--- Start Data segment ---

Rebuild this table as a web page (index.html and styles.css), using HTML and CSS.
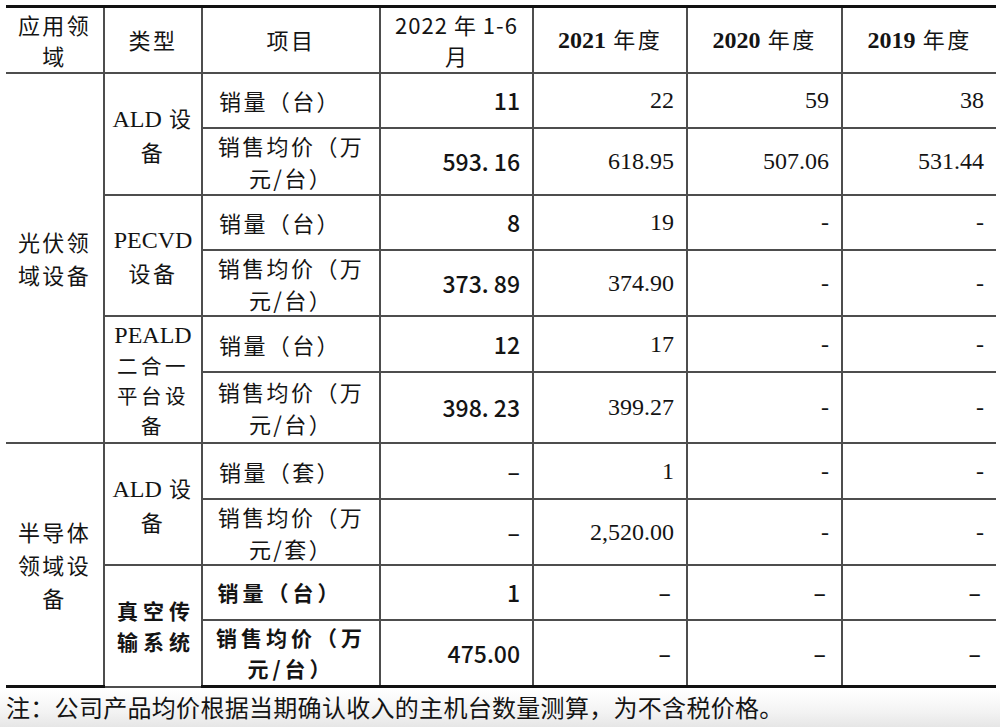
FILE: index.html
```html
<!DOCTYPE html>
<html lang="zh-CN">
<head>
<meta charset="utf-8">
<title>销量与销售均价</title>
<link rel="stylesheet" href="styles.css">
</head>
<body>
<div class="page">
<table class="tbl">
  <colgroup>
    <col class="c1"><col class="c2"><col class="c3"><col class="c4"><col class="c5"><col class="c6"><col class="c7">
  </colgroup>
  <thead>
    <tr class="hrow">
      <th class="first cjk">应用领<br>域</th>
      <th class="cjk">类型</th>
      <th class="cjk">项目</th>
      <th class="cjk period">2022 年 1-6<br>月</th>
      <th class="cjk"><b class="tn">2021</b> 年度</th>
      <th class="cjk"><b class="tn">2020</b> 年度</th>
      <th class="last cjk"><b class="tn">2019</b> 年度</th>
    </tr>
  </thead>
  <tbody>
    <tr class="r55">
      <td class="first area cjk" rowspan="6">光伏领<br>域设备</td>
      <td class="type cjk" rowspan="2"><span class="tn">ALD</span> 设<br>备</td>
      <td class="item cjk shift">销量（台）</td>
      <td class="num sans">11</td>
      <td class="num tn">22</td>
      <td class="num tn">59</td>
      <td class="num tn last">38</td>
    </tr>
    <tr class="r67">
      <td class="item cjk">销售均价（万<br>元/台）</td>
      <td class="num sans">593. 16</td>
      <td class="num tn">618.95</td>
      <td class="num tn">507.06</td>
      <td class="num tn last">531.44</td>
    </tr>
    <tr class="r55">
      <td class="type cjk" rowspan="2"><span class="tn">PECVD</span><br>设备</td>
      <td class="item cjk shift">销量（台）</td>
      <td class="num sans">8</td>
      <td class="num tn">19</td>
      <td class="num tn">-</td>
      <td class="num tn last">-</td>
    </tr>
    <tr class="r66">
      <td class="item cjk">销售均价（万<br>元/台）</td>
      <td class="num sans">373. 89</td>
      <td class="num tn">374.90</td>
      <td class="num tn">-</td>
      <td class="num tn last">-</td>
    </tr>
    <tr class="r56">
      <td class="type cjk tall" rowspan="2"><span class="tn">PEALD</span><br>二合一<br>平台设<br>备</td>
      <td class="item cjk shift">销量（台）</td>
      <td class="num sans">12</td>
      <td class="num tn">17</td>
      <td class="num tn">-</td>
      <td class="num tn last">-</td>
    </tr>
    <tr class="r71">
      <td class="item cjk">销售均价（万<br>元/台）</td>
      <td class="num sans">398. 23</td>
      <td class="num tn">399.27</td>
      <td class="num tn">-</td>
      <td class="num tn last">-</td>
    </tr>
    <tr class="r56">
      <td class="first area cjk" rowspan="4">半导体<br>领域设<br>备</td>
      <td class="type cjk" rowspan="2"><span class="tn">ALD</span> 设<br>备</td>
      <td class="item cjk shift">销量（套）</td>
      <td class="num sans">–</td>
      <td class="num tn">1</td>
      <td class="num tn">-</td>
      <td class="num tn last">-</td>
    </tr>
    <tr class="r66">
      <td class="item cjk">销售均价（万<br>元/套）</td>
      <td class="num sans">–</td>
      <td class="num tn">2,520.00</td>
      <td class="num tn">-</td>
      <td class="num tn last">-</td>
    </tr>
    <tr class="r55">
      <td class="type strong" rowspan="2">真空传<br>输系统</td>
      <td class="item strong shift">销量（台）</td>
      <td class="num sans">1</td>
      <td class="num sans bolddash">–</td>
      <td class="num sans bolddash">–</td>
      <td class="num sans bolddash last">–</td>
    </tr>
    <tr class="r67 lastrow">
      <td class="item strong">销售均价（万<br>元/台）</td>
      <td class="num sans">475.00</td>
      <td class="num sans bolddash">–</td>
      <td class="num sans bolddash">–</td>
      <td class="num sans bolddash last">–</td>
    </tr>
  </tbody>
</table>
<p class="note">注：公司产品均价根据当期确认收入的主机台数量测算，为不含税价格。</p>
</div>
</body>
</html>
```

FILE: styles.css
```css
html, body {
  margin: 0;
  padding: 0;
  background: #ffffff;
}

body {
  font-family: "Noto Sans CJK SC", "Noto Sans", sans-serif;
  color: #141414;
}

.page {
  width: 1000px;
  height: 727px;
  overflow: hidden;
  padding-top: 5px;
  box-sizing: border-box;
  background: linear-gradient(to bottom, #ffffff 0, #ffffff 690px, #f3f3f3 712px, #e6e6e6 727px);
}

.tbl {
  margin-left: 6px;
  width: 990px;
  table-layout: fixed;
  border-collapse: collapse;
  background: #ffffff;
}

.c1 { width: 98px; }
.c2 { width: 98px; }
.c3 { width: 178px; }
.c4 { width: 153px; }
.c5 { width: 154px; }
.c6 { width: 155px; }
.c7 { width: 154px; }

.tbl th,
.tbl td {
  border: 2px solid #4d4d4d;
  padding: 0;
  font-size: 24px;
  line-height: 32px;
  text-align: center;
  vertical-align: middle;
  font-weight: 400;
}

.tbl th {
  border-top: 3px solid #111111;
}

.tbl .cjk {
  font-size: 22px;
  letter-spacing: 2.4px;
  line-height: 32px;
}

.tbl th.cjk { line-height: 31px; }

.tbl th.period { letter-spacing: 1px; }

.tbl .area { line-height: 33px; }

.tbl .first { border-left: none; }
.tbl .last { border-right: none; }

.hrow { height: 66px; }
.r55 { height: 55px; }
.r56 { height: 56px; }
.r66 { height: 66px; }
.r67 { height: 67px; }
.r71 { height: 71px; }

.tbl .lastrow td { border-bottom: 3px solid #111111; }
.tbl td.first[rowspan="4"] { border-bottom: 3px solid #111111; }

.tn {
  font-family: "Liberation Serif", "Noto Sans CJK SC", serif;
  letter-spacing: 0;
}

.tbl .cjk .tn { font-size: 24px; letter-spacing: 0; }

b.tn { font-weight: 700; }

.sans {
  font-family: "Noto Sans CJK SC", "Noto Sans", sans-serif;
}

.tbl td.num {
  text-align: right;
  padding-right: 12px;
}

.tbl td.num.sans {
  font-size: 23px;
  font-weight: 500;
}

.tbl td.bolddash {
  font-weight: 700;
  padding-right: 15px;
}

.tbl td.item.shift { padding-right: 22px; }

.tbl td.type { padding: 0 2px; }

.tbl td.tall {
  font-size: 20.5px;
  letter-spacing: 3.5px;
  line-height: 30px;
}

.tbl td.strong {
  font-weight: 700;
  font-size: 21px;
  letter-spacing: 4px;
  line-height: 31px;
}

.tbl td.type.strong { letter-spacing: 5px; padding-left: 8px; }

.note {
  margin: 0;
  padding: 3px 0 0 6px;
  font-size: 24px;
  line-height: 32px;
  letter-spacing: 0.3px;
  color: #141414;
}
```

--- End Data segment ---

> _Task directions_:
Extract all the data above exactly, excluding every picture.

> _Solution_:
Rebuild this table as a web page (index.html and styles.css), using HTML and CSS.
FILE: index.html
```html
<!DOCTYPE html>
<html lang="zh-CN">
<head>
<meta charset="utf-8">
<title>销量与销售均价</title>
<link rel="stylesheet" href="styles.css">
</head>
<body>
<div class="page">
<table class="tbl">
  <colgroup>
    <col class="c1"><col class="c2"><col class="c3"><col class="c4"><col class="c5"><col class="c6"><col class="c7">
  </colgroup>
  <thead>
    <tr class="hrow">
      <th class="first cjk">应用领<br>域</th>
      <th class="cjk">类型</th>
      <th class="cjk">项目</th>
      <th class="cjk period">2022 年 1-6<br>月</th>
      <th class="cjk"><b class="tn">2021</b> 年度</th>
      <th class="cjk"><b class="tn">2020</b> 年度</th>
      <th class="last cjk"><b class="tn">2019</b> 年度</th>
    </tr>
  </thead>
  <tbody>
    <tr class="r55">
      <td class="first area cjk" rowspan="6">光伏领<br>域设备</td>
      <td class="type cjk" rowspan="2"><span class="tn">ALD</span> 设<br>备</td>
      <td class="item cjk shift">销量（台）</td>
      <td class="num sans">11</td>
      <td class="num tn">22</td>
      <td class="num tn">59</td>
      <td class="num tn last">38</td>
    </tr>
    <tr class="r67">
      <td class="item cjk">销售均价（万<br>元/台）</td>
      <td class="num sans">593. 16</td>
      <td class="num tn">618.95</td>
      <td class="num tn">507.06</td>
      <td class="num tn last">531.44</td>
    </tr>
    <tr class="r55">
      <td class="type cjk" rowspan="2"><span class="tn">PECVD</span><br>设备</td>
      <td class="item cjk shift">销量（台）</td>
      <td class="num sans">8</td>
      <td class="num tn">19</td>
      <td class="num tn">-</td>
      <td class="num tn last">-</td>
    </tr>
    <tr class="r66">
      <td class="item cjk">销售均价（万<br>元/台）</td>
      <td class="num sans">373. 89</td>
      <td class="num tn">374.90</td>
      <td class="num tn">-</td>
      <td class="num tn last">-</td>
    </tr>
    <tr class="r56">
      <td class="type cjk tall" rowspan="2"><span class="tn">PEALD</span><br>二合一<br>平台设<br>备</td>
      <td class="item cjk shift">销量（台）</td>
      <td class="num sans">12</td>
      <td class="num tn">17</td>
      <td class="num tn">-</td>
      <td class="num tn last">-</td>
    </tr>
    <tr class="r71">
      <td class="item cjk">销售均价（万<br>元/台）</td>
      <td class="num sans">398. 23</td>
      <td class="num tn">399.27</td>
      <td class="num tn">-</td>
      <td class="num tn last">-</td>
    </tr>
    <tr class="r56">
      <td class="first area cjk" rowspan="4">半导体<br>领域设<br>备</td>
      <td class="type cjk" rowspan="2"><span class="tn">ALD</span> 设<br>备</td>
      <td class="item cjk shift">销量（套）</td>
      <td class="num sans">–</td>
      <td class="num tn">1</td>
      <td class="num tn">-</td>
      <td class="num tn last">-</td>
    </tr>
    <tr class="r66">
      <td class="item cjk">销售均价（万<br>元/套）</td>
      <td class="num sans">–</td>
      <td class="num tn">2,520.00</td>
      <td class="num tn">-</td>
      <td class="num tn last">-</td>
    </tr>
    <tr class="r55">
      <td class="type strong" rowspan="2">真空传<br>输系统</td>
      <td class="item strong shift">销量（台）</td>
      <td class="num sans">1</td>
      <td class="num sans bolddash">–</td>
      <td class="num sans bolddash">–</td>
      <td class="num sans bolddash last">–</td>
    </tr>
    <tr class="r67 lastrow">
      <td class="item strong">销售均价（万<br>元/台）</td>
      <td class="num sans">475.00</td>
      <td class="num sans bolddash">–</td>
      <td class="num sans bolddash">–</td>
      <td class="num sans bolddash last">–</td>
    </tr>
  </tbody>
</table>
<p class="note">注：公司产品均价根据当期确认收入的主机台数量测算，为不含税价格。</p>
</div>
</body>
</html>
```

FILE: styles.css
```css
html, body {
  margin: 0;
  padding: 0;
  background: #ffffff;
}

body {
  font-family: "Noto Sans CJK SC", "Noto Sans", sans-serif;
  color: #141414;
}

.page {
  width: 1000px;
  height: 727px;
  overflow: hidden;
  padding-top: 5px;
  box-sizing: border-box;
  background: linear-gradient(to bottom, #ffffff 0, #ffffff 690px, #f3f3f3 712px, #e6e6e6 727px);
}

.tbl {
  margin-left: 6px;
  width: 990px;
  table-layout: fixed;
  border-collapse: collapse;
  background: #ffffff;
}

.c1 { width: 98px; }
.c2 { width: 98px; }
.c3 { width: 178px; }
.c4 { width: 153px; }
.c5 { width: 154px; }
.c6 { width: 155px; }
.c7 { width: 154px; }

.tbl th,
.tbl td {
  border: 2px solid #4d4d4d;
  padding: 0;
  font-size: 24px;
  line-height: 32px;
  text-align: center;
  vertical-align: middle;
  font-weight: 400;
}

.tbl th {
  border-top: 3px solid #111111;
}

.tbl .cjk {
  font-size: 22px;
  letter-spacing: 2.4px;
  line-height: 32px;
}

.tbl th.cjk { line-height: 31px; }

.tbl th.period { letter-spacing: 1px; }

.tbl .area { line-height: 33px; }

.tbl .first { border-left: none; }
.tbl .last { border-right: none; }

.hrow { height: 66px; }
.r55 { height: 55px; }
.r56 { height: 56px; }
.r66 { height: 66px; }
.r67 { height: 67px; }
.r71 { height: 71px; }

.tbl .lastrow td { border-bottom: 3px solid #111111; }
.tbl td.first[rowspan="4"] { border-bottom: 3px solid #111111; }

.tn {
  font-family: "Liberation Serif", "Noto Sans CJK SC", serif;
  letter-spacing: 0;
}

.tbl .cjk .tn { font-size: 24px; letter-spacing: 0; }

b.tn { font-weight: 700; }

.sans {
  font-family: "Noto Sans CJK SC", "Noto Sans", sans-serif;
}

.tbl td.num {
  text-align: right;
  padding-right: 12px;
}

.tbl td.num.sans {
  font-size: 23px;
  font-weight: 500;
}

.tbl td.bolddash {
  font-weight: 700;
  padding-right: 15px;
}

.tbl td.item.shift { padding-right: 22px; }

.tbl td.type { padding: 0 2px; }

.tbl td.tall {
  font-size: 20.5px;
  letter-spacing: 3.5px;
  line-height: 30px;
}

.tbl td.strong {
  font-weight: 700;
  font-size: 21px;
  letter-spacing: 4px;
  line-height: 31px;
}

.tbl td.type.strong { letter-spacing: 5px; padding-left: 8px; }

.note {
  margin: 0;
  padding: 3px 0 0 6px;
  font-size: 24px;
  line-height: 32px;
  letter-spacing: 0.3px;
  color: #141414;
}
```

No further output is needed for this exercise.